Стекло особого света не давало, приятное видение исчезло, а что вроде бы меньше копоти, так то мелочь. Все мелочь по сравнению со свободой.
А она через решетку, закрытую на цепь, подпертую хорошим дрыном и вновь опутанную белой паутиной растяжек, и не просматривалась. Лишь ветер играл облаком-заслонкой, открывая и закрывая солнечный блик на стенке траншеи.
Единственное разнообразие – баня.
– Почему мыться не проситесь? – впервые без маски подошел один из боевиков. Зеленый берет лихо заломлен, аккуратная бородка – вылитый Че Гевара. – Прикинь, сколько без мытья.
Мы вообще-то и на волю не просимся. Водой, которая есть, моем через день ноги, да и то не всю ступню полностью, а только пальцы.
– Туда-сюда, движение. Еще вшей заведете нам. Ночью баня.
Мимо костров, хихикающих боевиков, положив друг другу на плечи руки, слепцами-поводырями идем по тропам и траншеям вниз. Слышим журчание воды.
– Давайте, мойтесь.
Мы – на дне оврага, по которому бежит речка. По берегам – вкруговую автоматчики. На деревянном мостке, окунувшем нос в воду, кусок хозяйственного мыла.
– Можете и постираться, туда-сюда. Только давайте быстрее, делайте движение.
Вода холодная, родниковая. Просчитываю минусы: из холода, не обтертыми, возвращаться в земляную стылость. Да еще без рубах. И с учетом того, что все лето не видели света, не говоря уже о витаминах.
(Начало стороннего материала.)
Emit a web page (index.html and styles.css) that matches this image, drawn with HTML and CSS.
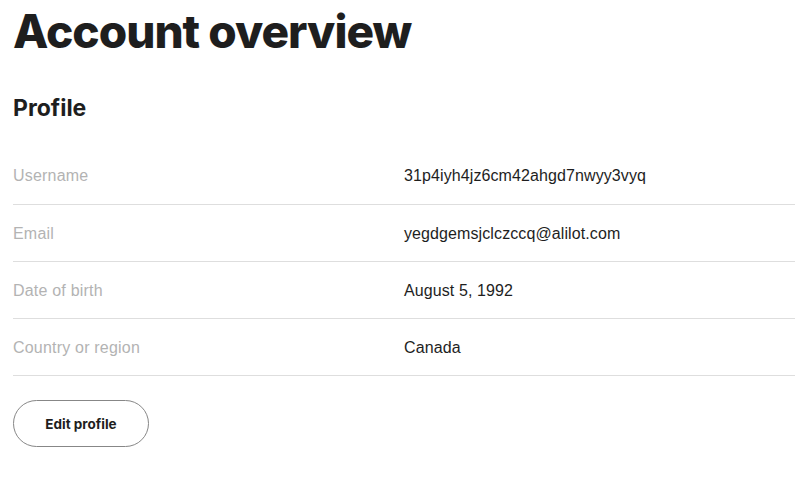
FILE: index.html
```html
<html>
<head>
<meta charset="UTF-8">
<link rel="stylesheet" href="styles.css">
</head>
<body>
<div class="pagina">
	<h1 class="titulo">Account overview</h1>
	<h2 class="subtitulo">Profile</h2>
	<table class="perfil" cellpadding="0" cellspacing="0"><tbody>
		<tr><td class="etiqueta">Username</td><td class="valor">31p4iyh4jz6cm42ahgd7nwyy3vyq</td></tr>
		<tr><td class="etiqueta">Email</td><td class="valor">yegdgemsjclczccq@alilot.com</td></tr>
		<tr><td class="etiqueta">Date of birth</td><td class="valor">August 5, 1992</td></tr>
		<tr><td class="etiqueta">Country or region</td><td class="valor">Canada</td></tr>
	</tbody></table>
	<button class="boton">Edit profile</button>
</div>
</body>
</html>
```

FILE: styles.css
```css
body{
	margin: 0;
	background-color: #ffffff;
}
.pagina{
	padding: 0 15px 0 13px;
}
.titulo{
	font-family: "Inter", sans-serif;
	font-weight: 800;
	font-size: 46px;
	letter-spacing: -1px;
	color: #1e1e1e;
	margin: 0;
	padding-top: 4px;
	line-height: 54px;
}
.subtitulo{
	font-family: "Inter", sans-serif;
	font-weight: 700;
	font-size: 23px;
	color: #1e1e1e;
	margin: 0;
	padding-top: 36px;
	line-height: 28px;
}
.perfil{
	width: 100%;
	border-collapse: collapse;
	margin-top: 25px;
}
.perfil td{
	height: 57px;
	border-bottom: 1px solid #dedede;
	font-family: "Liberation Sans", Arial, sans-serif;
	font-size: 16px;
	vertical-align: middle;
	width: 50%;
	padding: 2px 0 0 0;
}
.etiqueta{
	color: #b3b3b3;
	letter-spacing: 0.2px;
}
.valor{
	color: #1e1e1e;
	letter-spacing: 0.1px;
}
.boton{
	margin-top: 24px;
	width: 136px;
	height: 47px;
	border: 1px solid #878787;
	border-radius: 24px;
	background-color: #ffffff;
	font-family: "Inter", sans-serif;
	font-weight: 700;
	font-size: 13.5px;
	color: #1e1e1e;
	padding: 1px 0 0 0;
}
```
– Смелей, полковник. Прикинь, мы по два-три раза в неделю моемся, не считая того, что подмываемся перед каждым намазом. К Аллаху нужно обращаться чистым, туда-сюда.
Я, что ль, против? Это же прекрасно: после баньки, даже такой, – да к костерку, за чашку горячего чая…
Окунаюсь быстро, вытираюсь пусть и грязным бельем, но насухо. Ребята плещутся дольше. И хотя последним из реки буквально выуживаем Махмуда, первым заболевает Борис. Он вначале пожаловался на ноги, а потом его стало ломать всего. Единственное, чем могли помочь, – сняли с себя и укрыли дополнительным одеялом. И каждый раз капали на мозги охране: Борис болен, болен, болен. Те сочувственно разводили руками: за собой нужно следить самим, туда-сюда, движение. Правда, один раз принесли дополнительно еду днем, а затем передали и несколько таблеток анальгина.
Сам Борис переносил жар и ломоту стоически, стонал лишь во сне. Днем же приговаривал:
– Простуду когда лечат, она заканчивается через семь дней. А если не лечить, то сама проходит через неделю.
Но какой же тяжкой оказалась эта неделя! И я, наверняка и Махмуд невольно «примеряли» болезнь на себя: как станет крутить, в случае чего, нас? Хватит выдержки, элементарных сил перенести простуду? Какими осложнениями она потом аукнется?